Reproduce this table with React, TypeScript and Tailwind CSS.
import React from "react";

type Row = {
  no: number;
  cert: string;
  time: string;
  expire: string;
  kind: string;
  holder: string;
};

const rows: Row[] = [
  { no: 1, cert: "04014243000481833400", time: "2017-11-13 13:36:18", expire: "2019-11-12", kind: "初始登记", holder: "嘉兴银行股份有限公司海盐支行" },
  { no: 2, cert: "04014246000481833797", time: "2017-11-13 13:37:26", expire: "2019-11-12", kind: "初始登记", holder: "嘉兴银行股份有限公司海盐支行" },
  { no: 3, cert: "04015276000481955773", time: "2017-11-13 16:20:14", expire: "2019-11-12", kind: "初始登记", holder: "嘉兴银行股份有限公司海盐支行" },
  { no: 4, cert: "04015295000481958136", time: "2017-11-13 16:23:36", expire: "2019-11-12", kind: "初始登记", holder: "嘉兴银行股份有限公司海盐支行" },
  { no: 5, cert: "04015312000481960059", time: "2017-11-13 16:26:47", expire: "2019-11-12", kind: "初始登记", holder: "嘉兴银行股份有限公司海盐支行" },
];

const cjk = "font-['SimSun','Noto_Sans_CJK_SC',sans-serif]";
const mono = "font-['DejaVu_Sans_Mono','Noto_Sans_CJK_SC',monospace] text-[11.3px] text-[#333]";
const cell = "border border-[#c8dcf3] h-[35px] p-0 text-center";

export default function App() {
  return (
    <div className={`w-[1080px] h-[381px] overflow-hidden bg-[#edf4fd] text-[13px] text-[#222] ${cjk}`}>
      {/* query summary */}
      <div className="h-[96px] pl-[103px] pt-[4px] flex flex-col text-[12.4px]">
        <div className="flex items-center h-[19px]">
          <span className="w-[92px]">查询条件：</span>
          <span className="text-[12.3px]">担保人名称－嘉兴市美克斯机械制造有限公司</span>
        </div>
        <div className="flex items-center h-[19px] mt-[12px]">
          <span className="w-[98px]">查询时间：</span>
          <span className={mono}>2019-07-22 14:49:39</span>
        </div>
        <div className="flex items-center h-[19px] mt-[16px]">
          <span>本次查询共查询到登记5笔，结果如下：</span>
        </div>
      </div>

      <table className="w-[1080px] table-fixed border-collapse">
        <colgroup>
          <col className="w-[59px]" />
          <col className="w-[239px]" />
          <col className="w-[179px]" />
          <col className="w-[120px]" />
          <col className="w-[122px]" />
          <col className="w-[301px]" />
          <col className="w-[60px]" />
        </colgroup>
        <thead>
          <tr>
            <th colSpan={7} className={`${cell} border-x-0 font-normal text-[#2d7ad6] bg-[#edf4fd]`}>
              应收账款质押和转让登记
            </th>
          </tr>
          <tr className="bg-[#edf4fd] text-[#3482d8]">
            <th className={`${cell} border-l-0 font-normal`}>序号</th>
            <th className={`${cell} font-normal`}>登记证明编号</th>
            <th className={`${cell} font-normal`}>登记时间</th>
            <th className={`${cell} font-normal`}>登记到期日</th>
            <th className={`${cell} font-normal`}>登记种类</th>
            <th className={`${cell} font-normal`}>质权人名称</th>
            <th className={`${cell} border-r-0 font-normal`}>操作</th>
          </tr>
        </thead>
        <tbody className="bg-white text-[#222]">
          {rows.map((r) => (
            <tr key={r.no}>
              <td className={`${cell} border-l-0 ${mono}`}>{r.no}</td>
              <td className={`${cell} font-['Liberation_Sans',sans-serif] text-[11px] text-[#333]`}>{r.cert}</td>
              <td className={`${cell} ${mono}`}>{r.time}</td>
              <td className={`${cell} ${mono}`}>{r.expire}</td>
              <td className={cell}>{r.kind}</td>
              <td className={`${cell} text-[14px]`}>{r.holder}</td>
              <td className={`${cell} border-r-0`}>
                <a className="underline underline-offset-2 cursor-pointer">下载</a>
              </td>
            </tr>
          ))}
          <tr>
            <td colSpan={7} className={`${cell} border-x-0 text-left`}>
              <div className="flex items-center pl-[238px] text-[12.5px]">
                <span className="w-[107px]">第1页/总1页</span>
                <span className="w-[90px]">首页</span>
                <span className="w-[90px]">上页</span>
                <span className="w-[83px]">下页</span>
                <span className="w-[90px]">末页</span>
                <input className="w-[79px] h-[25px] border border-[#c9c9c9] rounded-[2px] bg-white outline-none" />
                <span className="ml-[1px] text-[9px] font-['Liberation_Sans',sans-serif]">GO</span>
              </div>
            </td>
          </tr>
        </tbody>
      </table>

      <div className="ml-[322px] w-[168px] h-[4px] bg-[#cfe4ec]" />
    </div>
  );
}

▶ _Stated goal_: Make an exact copy of the material above.

▶ _Exercise output_:
Reproduce this table with React, TypeScript and Tailwind CSS.
import React from "react";

type Row = {
  no: number;
  cert: string;
  time: string;
  expire: string;
  kind: string;
  holder: string;
};

const rows: Row[] = [
  { no: 1, cert: "04014243000481833400", time: "2017-11-13 13:36:18", expire: "2019-11-12", kind: "初始登记", holder: "嘉兴银行股份有限公司海盐支行" },
  { no: 2, cert: "04014246000481833797", time: "2017-11-13 13:37:26", expire: "2019-11-12", kind: "初始登记", holder: "嘉兴银行股份有限公司海盐支行" },
  { no: 3, cert: "04015276000481955773", time: "2017-11-13 16:20:14", expire: "2019-11-12", kind: "初始登记", holder: "嘉兴银行股份有限公司海盐支行" },
  { no: 4, cert: "04015295000481958136", time: "2017-11-13 16:23:36", expire: "2019-11-12", kind: "初始登记", holder: "嘉兴银行股份有限公司海盐支行" },
  { no: 5, cert: "04015312000481960059", time: "2017-11-13 16:26:47", expire: "2019-11-12", kind: "初始登记", holder: "嘉兴银行股份有限公司海盐支行" },
];

const cjk = "font-['SimSun','Noto_Sans_CJK_SC',sans-serif]";
const mono = "font-['DejaVu_Sans_Mono','Noto_Sans_CJK_SC',monospace] text-[11.3px] text-[#333]";
const cell = "border border-[#c8dcf3] h-[35px] p-0 text-center";

export default function App() {
  return (
    <div className={`w-[1080px] h-[381px] overflow-hidden bg-[#edf4fd] text-[13px] text-[#222] ${cjk}`}>
      {/* query summary */}
      <div className="h-[96px] pl-[103px] pt-[4px] flex flex-col text-[12.4px]">
        <div className="flex items-center h-[19px]">
          <span className="w-[92px]">查询条件：</span>
          <span className="text-[12.3px]">担保人名称－嘉兴市美克斯机械制造有限公司</span>
        </div>
        <div className="flex items-center h-[19px] mt-[12px]">
          <span className="w-[98px]">查询时间：</span>
          <span className={mono}>2019-07-22 14:49:39</span>
        </div>
        <div className="flex items-center h-[19px] mt-[16px]">
          <span>本次查询共查询到登记5笔，结果如下：</span>
        </div>
      </div>

      <table className="w-[1080px] table-fixed border-collapse">
        <colgroup>
          <col className="w-[59px]" />
          <col className="w-[239px]" />
          <col className="w-[179px]" />
          <col className="w-[120px]" />
          <col className="w-[122px]" />
          <col className="w-[301px]" />
          <col className="w-[60px]" />
        </colgroup>
        <thead>
          <tr>
            <th colSpan={7} className={`${cell} border-x-0 font-normal text-[#2d7ad6] bg-[#edf4fd]`}>
              应收账款质押和转让登记
            </th>
          </tr>
          <tr className="bg-[#edf4fd] text-[#3482d8]">
            <th className={`${cell} border-l-0 font-normal`}>序号</th>
            <th className={`${cell} font-normal`}>登记证明编号</th>
            <th className={`${cell} font-normal`}>登记时间</th>
            <th className={`${cell} font-normal`}>登记到期日</th>
            <th className={`${cell} font-normal`}>登记种类</th>
            <th className={`${cell} font-normal`}>质权人名称</th>
            <th className={`${cell} border-r-0 font-normal`}>操作</th>
          </tr>
        </thead>
        <tbody className="bg-white text-[#222]">
          {rows.map((r) => (
            <tr key={r.no}>
              <td className={`${cell} border-l-0 ${mono}`}>{r.no}</td>
              <td className={`${cell} font-['Liberation_Sans',sans-serif] text-[11px] text-[#333]`}>{r.cert}</td>
              <td className={`${cell} ${mono}`}>{r.time}</td>
              <td className={`${cell} ${mono}`}>{r.expire}</td>
              <td className={cell}>{r.kind}</td>
              <td className={`${cell} text-[14px]`}>{r.holder}</td>
              <td className={`${cell} border-r-0`}>
                <a className="underline underline-offset-2 cursor-pointer">下载</a>
              </td>
            </tr>
          ))}
          <tr>
            <td colSpan={7} className={`${cell} border-x-0 text-left`}>
              <div className="flex items-center pl-[238px] text-[12.5px]">
                <span className="w-[107px]">第1页/总1页</span>
                <span className="w-[90px]">首页</span>
                <span className="w-[90px]">上页</span>
                <span className="w-[83px]">下页</span>
                <span className="w-[90px]">末页</span>
                <input className="w-[79px] h-[25px] border border-[#c9c9c9] rounded-[2px] bg-white outline-none" />
                <span className="ml-[1px] text-[9px] font-['Liberation_Sans',sans-serif]">GO</span>
              </div>
            </td>
          </tr>
        </tbody>
      </table>

      <div className="ml-[322px] w-[168px] h-[4px] bg-[#cfe4ec]" />
    </div>
  );
}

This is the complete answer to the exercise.